When that finished in 87, three of us stayed together – me, Miranda and Sarah-Jane – and we kept the name and we were by that time, with Trevor Horn’s company. All the Stiff Records stuff went over to ZTT, and we went out to New York to work with Fourth And Broadway. We had an apartment on Central Park, on record company expenses, for about two months. Really wild. We did a whole album out there and one track, World Domination, went to No2 in the American dance chart. The Americans were begging for the album but Trevor Horn wouldn’t release it. He said he was never happy with the mixing of it, but who knows?

We stayed together as a three-piece for about two years. Then I went on to do some dance music, studio productions, doing tracks for artists. We wrote and recorded a song on 48 hours notice from Chrysalis for the Arsenal Football Team, called We’re Back, and something happened the week it came out, like Nelson Mandela got released, so all the exposure we had lined up fell through.

Me and Jennie have continued working together and writing stuff all the time. I’ve been label managing for a distribution company, Independent, right up until recently, my first proper job. I’m living is Swiss Cottage and now me and my boyfriend are starting a PR company called Indiscreet, with clients like Brian Wilson, Mark Nevin and The Evangeline label, and for Jenny’s project. I am also planning to get a rockabilly band together, just to get out and play again.

Jennie McKeown (vocals) : While the band was going, I hung around with a lot of dodgy people which led me into a serious heroin problem. Fortunately, I had enough money that I was able to move to Miami, get away from the dealers and sort myself out. I was performing out there in 1989, and doing OK, and then the film Rainman came out, and they’d used our version of Iko Iko on the soundtrack. The first I knew about it was when I got a call from Hollywood to tell me it was on the charts, and could I get the band together and come out to California to make a video.

It was hilarious. I remember sitting in a big board room in Hollywood with all these movie executives up one end of the table and me at the other. They were saying, “Well, what do you need?” And anything I asked for, they could get it. Like, they got us twenty of Madonna’s dancers for the video.
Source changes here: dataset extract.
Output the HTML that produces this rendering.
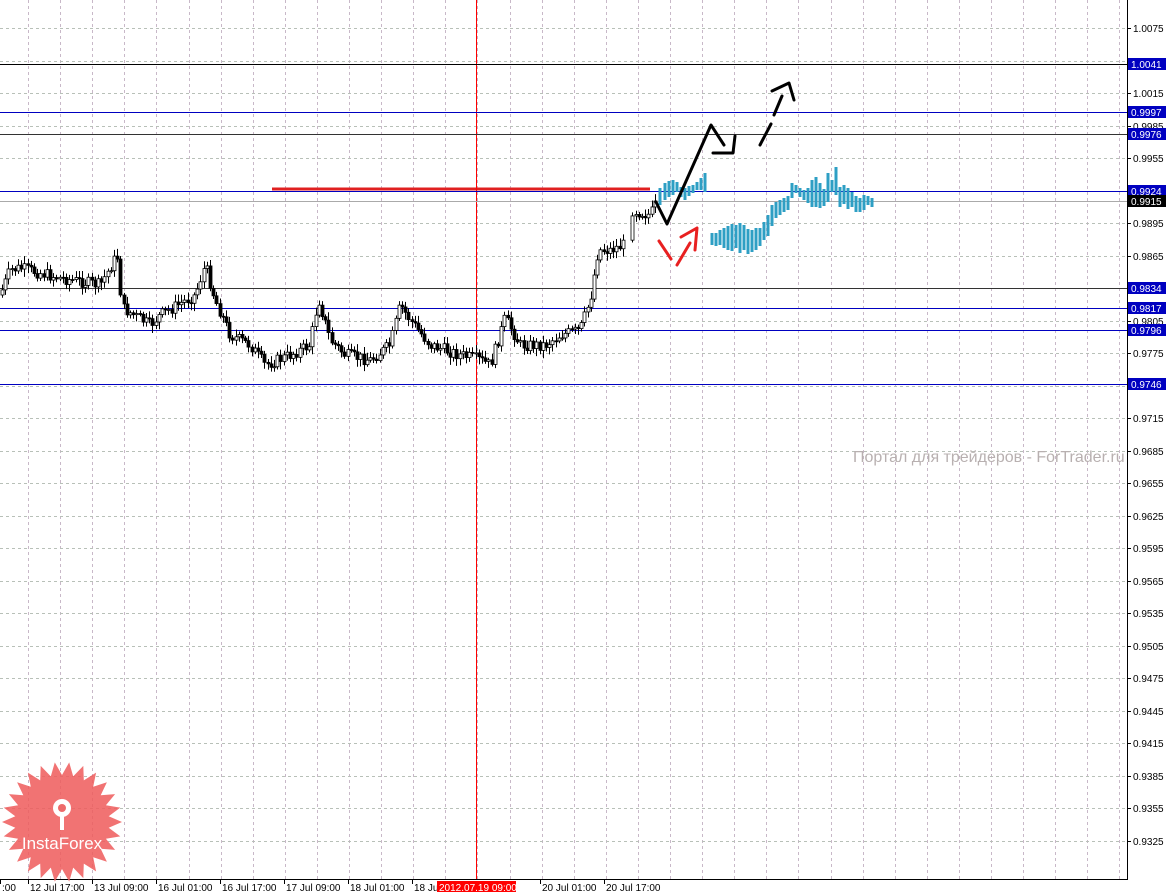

There was no real possibility of getting the band back together, so we ended up with a video in which I was the only Belle Star, but I made sure everybody got a share of the cash. Through Rain Man, which was about autism, I became interested in working with disadvantaged children and I’ve continued to do that, but I had a re-lapse into heroin when my boyfriend died during the 90s, which led to me ending up in a hostel, where I really had to re-assess what my life was all about. Since then, I’ve been able to start a project in Camden called S-teem, ) which is sponsored by the Department for Education and Skills, providing arts and other creative opportunities for disadvantaged or socially-excluded kids. I’ve also founded the Listen Moving Theatre Company.

Clare Hirst (sax/keyboards) : “After the band ended, I did a lot of session work for people like David Bowie, Communards, Mica Paris and Maxi Priest. In 1994 I started The Clare Hirst Quartet, which I’m still running. We have a CD out, Tough And Tender on 33 Records, and we run a jazz club every Sunday night in The Bedford, Balham. I live in Clapham, and my husband, Alan Barnes, who also plays sax, is the BBC Jazz Musician of the Year.”

Stella Barker (guitar) : “Shortly after the band ended, I moved to Paris and met a Frenchman who I married, and we had a daughter, Olivia. I lived in France for almost nine years, until we divorced and I’m now a corporate events manager, living in Cheltenham in the Cotswolds. I’ve also recently completed a book about the band which Dave Robinson, our old boss at Stiff Records, is trying to help get published.”

Miranda Joyce (saxophone) : “Stella, Sarah-Jane and I are still in touch. I left the music biz after the Belle Stars broke up and joined the fashion biz instead, swapping my sax for a mascara wand!”

Sarah-Jane Owen (guitar) : “Sarah-Jane has found her spiritual home in Los Angeles,” says Stella. “She’s been out there for about ten years, and she lectures in fashion at the University of Southern California, as well as teaching yoga and aromatherapy. She’s also designed her own line of yoga clothes.

Judy Parsons (drums) : “Judy was always the brainbox of the band,” says Lesley. “She had a PhD and only got into drumming because her boyfriend was in a band. She’s living in Edinburgh now and has had research papers printed in the Times, and does technical writing for computers.”